About buying photos, vintage clothes and reviving links to the founder’s artistic circles, she confesses: “Very few people understood what I was doing. I was saying, ‘We need to have deep roots to have nice flowers, and you need to water those roots.…That was the beginning of the storytelling in fashion that everyone is doing now.”

In 1978, Chanel decided to launch ready-to-wear with designer Philippe Guibourgé and create a separate organization, giving de Clermont-Tonnerre a third challenge and public relations office. She wasn’t shy about telling management that it was becoming untenable to have three different images for couture, rtw and perfume.

Around this time, Alain Wertheimer, Jacques’ son, tasked his formidable Chanel Americas president Kitty D’Alessio to come up with a proposal for a new designer to rejuvenate the fashion house. Once again, only one name came back: Karl Lagerfeld.

How did de Clermont-Tonnerre feel, given that she had proposed Lagerfeld a decade earlier? “I said, ‘I was right! I was right!’” she says with a laugh.

The negotiations were long as Lagerfeld’s lawyers untangled his various freelance engagements. According to de Clermont-Tonnerre, Lagerfeld ghost designed the Chanel rtw collection presented in October 1982, even though he had put Hervé Léger as his frontman.

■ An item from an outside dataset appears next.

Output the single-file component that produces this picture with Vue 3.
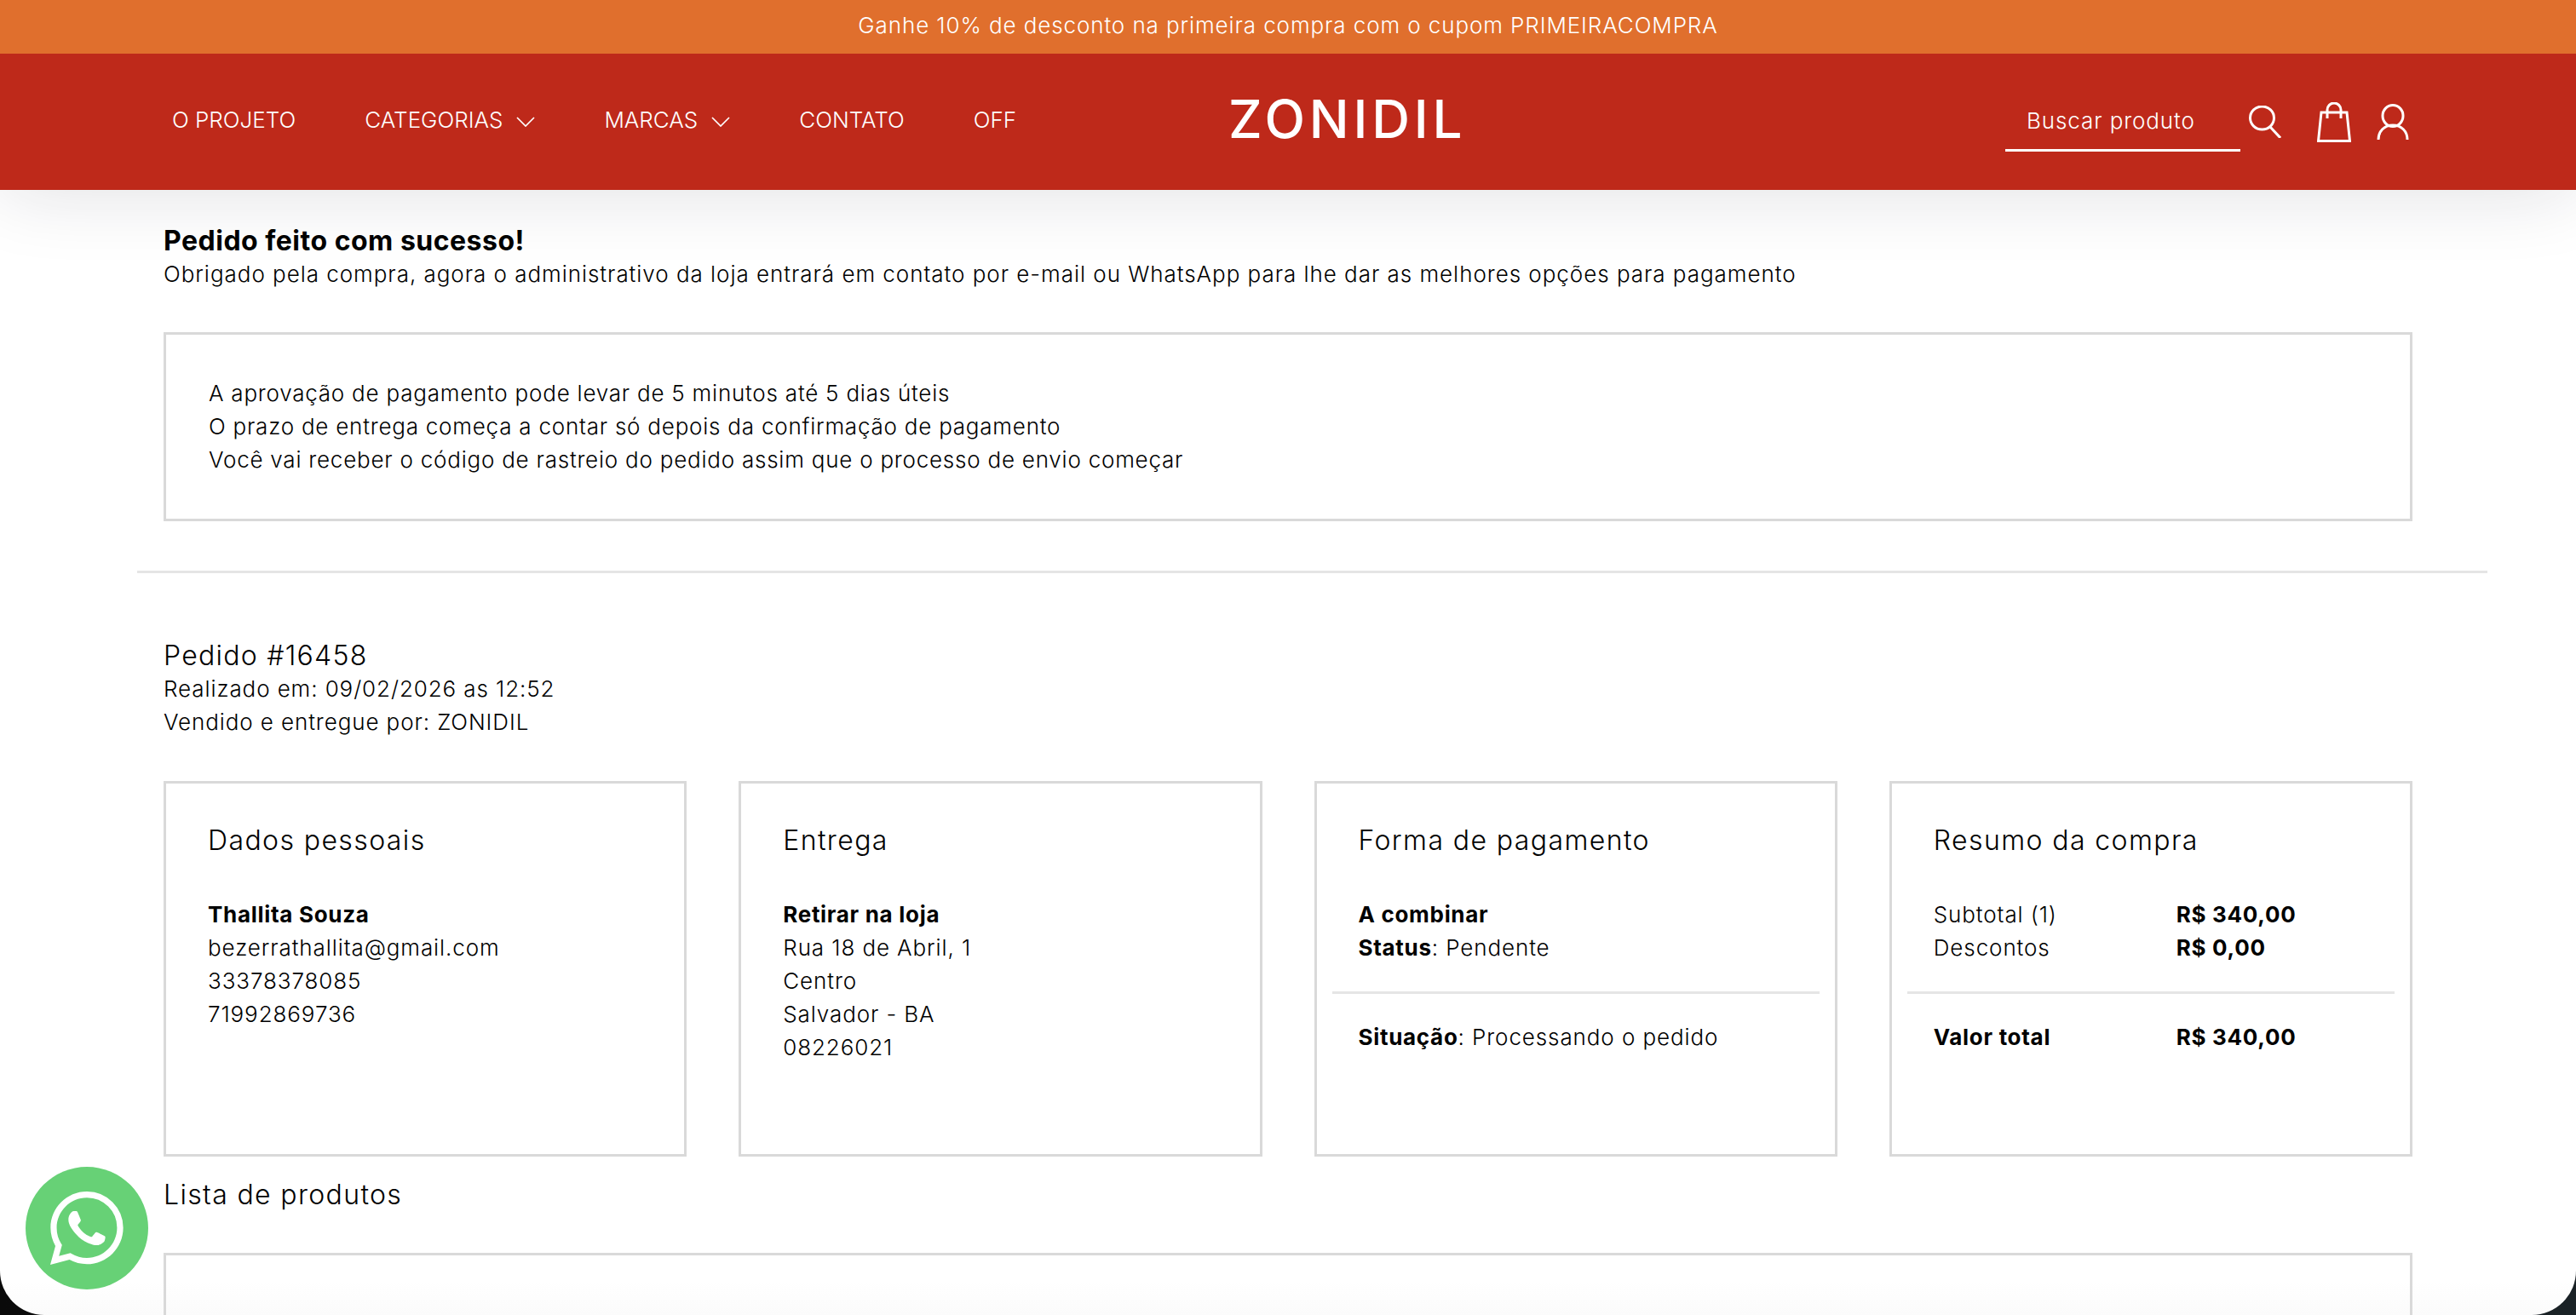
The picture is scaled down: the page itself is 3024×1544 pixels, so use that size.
<template>
  <div class="page">
    <div class="promo">Ganhe 10% de desconto na primeira compra com o cupom PRIMEIRACOMPRA</div>

    <header class="header">
      <nav class="nav">
        <a v-for="link in navLinks" :key="link.label" class="nav__link">
          {{ link.label }}
          <svg v-if="link.menu" class="nav__chevron" viewBox="0 0 22 12" aria-hidden="true">
            <path d="M1 1 L11 11 L21 1" fill="none" stroke="currentColor" stroke-width="1.7" />
          </svg>
        </a>
      </nav>

      <div class="logo">ZONIDIL</div>

      <div class="tools">
        <div class="search">Buscar produto</div>
        <svg class="icon icon--search" viewBox="0 0 38 38" aria-hidden="true">
          <ellipse cx="15.5" cy="14.5" rx="14" ry="13.5" fill="none" stroke="currentColor" stroke-width="3" />
          <path d="M25 25 L37 38" fill="none" stroke="currentColor" stroke-width="3" />
        </svg>
        <svg class="icon icon--bag" viewBox="0 0 40 47" aria-hidden="true">
          <path d="M5 12 H35 L38.5 45.5 H1.5 Z" fill="none" stroke="currentColor" stroke-width="3" />
          <path d="M12 19 V9 A8 8 0 0 1 28 9 V19" fill="none" stroke="currentColor" stroke-width="3" />
        </svg>
        <svg class="icon icon--user" viewBox="0 0 38 42" aria-hidden="true">
          <ellipse cx="19" cy="14" rx="12" ry="12.5" fill="none" stroke="currentColor" stroke-width="3" />
          <path d="M2 42 C2 32 9 25 19 25 C29 25 36 32 36 42" fill="none" stroke="currentColor" stroke-width="3" />
        </svg>
      </div>
    </header>

    <main class="content">
      <section class="success">
        <h1 class="success__title">Pedido feito com sucesso!</h1>
        <p class="success__text">Obrigado pela compra, agora o administrativo da loja entrará em contato por e-mail ou WhatsApp para lhe dar as melhores opções para pagamento</p>
      </section>

      <div class="notice">
        <p v-for="line in notices" :key="line">{{ line }}</p>
      </div>

      <hr class="divider" />

      <section class="order">
        <h2 class="order__title">Pedido #16458</h2>
        <p>Realizado em: 09/02/2026 as 12:52</p>
        <p>Vendido e entregue por: ZONIDIL</p>
      </section>

      <div class="cards">
        <article class="card">
          <h3 class="card__title">Dados pessoais</h3>
          <p><strong>Thallita Souza</strong></p>
          <p>bezerrathallita@gmail.com</p>
          <p>33378378085</p>
          <p>71992869736</p>
        </article>

        <article class="card">
          <h3 class="card__title">Entrega</h3>
          <p><strong>Retirar na loja</strong></p>
          <p>Rua 18 de Abril, 1</p>
          <p>Centro</p>
          <p>Salvador - BA</p>
          <p>08226021</p>
        </article>

        <article class="card">
          <h3 class="card__title">Forma de pagamento</h3>
          <p><strong>A combinar</strong></p>
          <p><strong>Status</strong>: Pendente</p>
          <hr class="card__rule" />
          <p><strong>Situação</strong>: Processando o pedido</p>
        </article>

        <article class="card">
          <h3 class="card__title">Resumo da compra</h3>
          <div v-for="row in summary" :key="row.label" class="sum-row">
            <span>{{ row.label }}</span>
            <strong>{{ row.value }}</strong>
          </div>
          <hr class="card__rule" />
          <div class="sum-row">
            <strong>Valor total</strong>
            <strong>R$ 340,00</strong>
          </div>
        </article>
      </div>

      <h2 class="products__title">Lista de produtos</h2>
      <div class="products"></div>
    </main>

    <a class="whatsapp" aria-label="WhatsApp">
      <svg viewBox="0 0 16 16" aria-hidden="true">
        <path fill="currentColor" d="M13.601 2.326A7.854 7.854 0 0 0 7.994 0C3.627 0 .068 3.558.064 7.926c0 1.399.366 2.76 1.057 3.965L0 16l4.204-1.102a7.933 7.933 0 0 0 3.79.965h.004c4.368 0 7.926-3.558 7.93-7.93A7.898 7.898 0 0 0 13.6 2.326zM7.994 14.521a6.573 6.573 0 0 1-3.356-.92l-.24-.144-2.494.654.666-2.433-.156-.251a6.56 6.56 0 0 1-1.007-3.505c0-3.626 2.957-6.584 6.591-6.584a6.56 6.56 0 0 1 4.66 1.931 6.557 6.557 0 0 1 1.928 4.66c-.004 3.639-2.961 6.592-6.592 6.592zm3.615-4.934c-.197-.099-1.17-.578-1.353-.646-.182-.065-.315-.099-.445.099-.133.197-.513.646-.627.775-.114.133-.232.148-.43.05-.197-.1-.836-.308-1.592-.985-.59-.525-.985-1.175-1.103-1.372-.114-.198-.011-.304.088-.403.087-.088.197-.232.296-.346.1-.114.133-.198.198-.33.065-.134.034-.248-.015-.347-.05-.099-.445-1.076-.612-1.47-.16-.389-.323-.335-.445-.34-.114-.007-.247-.007-.38-.007a.729.729 0 0 0-.529.247c-.182.198-.691.677-.691 1.654 0 .977.71 1.916.81 2.049.098.133 1.394 2.132 3.383 2.992.47.205.84.326 1.129.418.475.152.904.129 1.246.08.38-.058 1.171-.48 1.338-.943.164-.464.164-.86.114-.943-.049-.084-.182-.133-.38-.232z" />
      </svg>
    </a>
  </div>
</template>

<script setup>
const navLinks = [
  { label: 'O PROJETO' },
  { label: 'CATEGORIAS', menu: true },
  { label: 'MARCAS', menu: true },
  { label: 'CONTATO' },
  { label: 'OFF' },
]

const notices = [
  'A aprovação de pagamento pode levar de 5 minutos até 5 dias úteis',
  'O prazo de entrega começa a contar só depois da confirmação de pagamento',
  'Você vai receber o código de rastreio do pedido assim que o processo de envio começar',
]

const summary = [
  { label: 'Subtotal (1)', value: 'R$ 340,00' },
  { label: 'Descontos', value: 'R$ 0,00' },
]
</script>

<style>
html,
body {
  margin: 0;
  height: 1544px;
  overflow: hidden;
  background: linear-gradient(90deg, #0a0a0a, #1a2226);
}
</style>

<style scoped>
.page {
  position: relative;
  height: 1544px;
  overflow: hidden;
  border-radius: 0 0 52px 52px;
  background: linear-gradient(#fff calc(100% - 40px), #fbfbfb);
  font-family: Inter, 'Liberation Sans', sans-serif;
  font-size: 26px;
  font-weight: 350;
  line-height: 39px;
  letter-spacing: 0.9px;
  color: #000;
}

p,
h1,
h2,
h3 {
  margin: 0;
  font-weight: 350;
}

strong {
  letter-spacing: 0.7px;
}

.promo {
  position: relative;
  z-index: 1;
  height: 63px;
  background: #e06f2d;
  color: #fff;
  text-align: center;
  line-height: 60px;
  letter-spacing: 0.9px;
  font-weight: 300;
}

.header {
  position: relative;
  display: flex;
  align-items: center;
  height: 160px;
  padding: 0 196px 0 202px;
  background: #be291a;
  color: #fff;
  box-shadow: 0 0 90px rgba(20, 20, 40, 0.14);
}

.nav {
  flex: 1;
  display: flex;
  align-items: center;
  gap: 81px;
  margin-bottom: 5px;
  letter-spacing: 0;
}

.nav__link {
  display: flex;
  align-items: center;
  gap: 16px;
  font-weight: 300;
}

.nav__chevron {
  width: 22px;
  height: 12px;
  margin-top: 4px;
}

.logo {
  width: 272px;
  margin-bottom: 6px;
  font-size: 62px;
  line-height: 62px;
  letter-spacing: 4.8px;
  font-weight: 500;
  white-space: nowrap;
}

.tools {
  display: flex;
  align-items: center;
  margin-left: 640px;
}

.search {
  width: 276px;
  height: 70px;
  padding-left: 25px;
  box-sizing: border-box;
  border-bottom: 3px solid #fff;
  line-height: 68px;
  letter-spacing: 0.9px;
  font-weight: 300;
  white-space: nowrap;
}

.icon {
  flex: none;
}

.icon--search {
  width: 38px;
  height: 38px;
  margin-left: 10px;
}

.icon--bag {
  width: 40px;
  height: 47px;
  margin-left: 42px;
}

.icon--user {
  width: 38px;
  height: 42px;
  margin-left: 30px;
}

.content {
  padding: 0 192px;
}

.success {
  padding-top: 41px;
}

.success__title {
  font-size: 32px;
  line-height: 38px;
  letter-spacing: 0.5px;
  font-weight: 700;
}

.success__text {
  letter-spacing: 0.96px;
}

.notice {
  margin-top: 49px;
  padding: 49px 50px 50px;
  border: 3px solid #d9d9d9;
  letter-spacing: 0.77px;
}

.divider {
  margin: 58px -88px 0 -31px;
  height: 3px;
  border: 0;
  background: #e5e5e5;
}

.order {
  padding-top: 77px;
}

.order__title {
  font-size: 32px;
  line-height: 39px;
  letter-spacing: 1.25px;
}

.cards {
  display: grid;
  grid-template-columns: repeat(4, 1fr);
  gap: 61px;
  margin-top: 50px;
}

.card {
  height: 441px;
  box-sizing: border-box;
  padding: 47px 49px 0;
  border: 3px solid #d9d9d9;
}

.card__title {
  margin-bottom: 47px;
  font-size: 32px;
  line-height: 40px;
  letter-spacing: 1.4px;
}

.card__rule {
  margin: 32px -31px 0;
  height: 3px;
  border: 0;
  background: #e5e5e5;
}

.card__rule + p,
.card__rule + .sum-row {
  margin-top: 31px;
}

.sum-row {
  display: grid;
  grid-template-columns: 285px 1fr;
}

.products__title {
  margin-top: 25px;
  font-size: 32px;
  line-height: 40px;
  letter-spacing: 1.35px;
}

.products {
  height: 300px;
  margin-top: 48px;
  border: 3px solid #d9d9d9;
}

.whatsapp {
  position: absolute;
  left: 30px;
  bottom: 30px;
  display: flex;
  align-items: center;
  justify-content: center;
  width: 144px;
  height: 144px;
  border-radius: 50%;
  background: #67d176;
  color: #fff;
}

.whatsapp svg {
  width: 86px;
  height: 86px;
}
</style>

De Clermont-Tonnerre is nonplussed when asked if she resented that her suggestion had been ignored a decade earlier. “That’s life,” she shrugs. “It was not love at first sight, but the second sight was the good one.”

Indeed, when she regrouped with Lagerfeld about that missed opportunity in 1973, he told her: “I wasn’t ready, Marie-Louise. I don’t think I would have left Chloé for Chanel in those years. It was too early. When things cannot happen, they don’t happen.’”

In Lagerfeld, she found a like-minded person with sharp instincts about press relations and communications.

“I was very intimidated by this man, but he was so kind and so different from all the other designers I had known, who were so difficult,” she says. “He was very, very nice — so polite, so elegant, so attentive.”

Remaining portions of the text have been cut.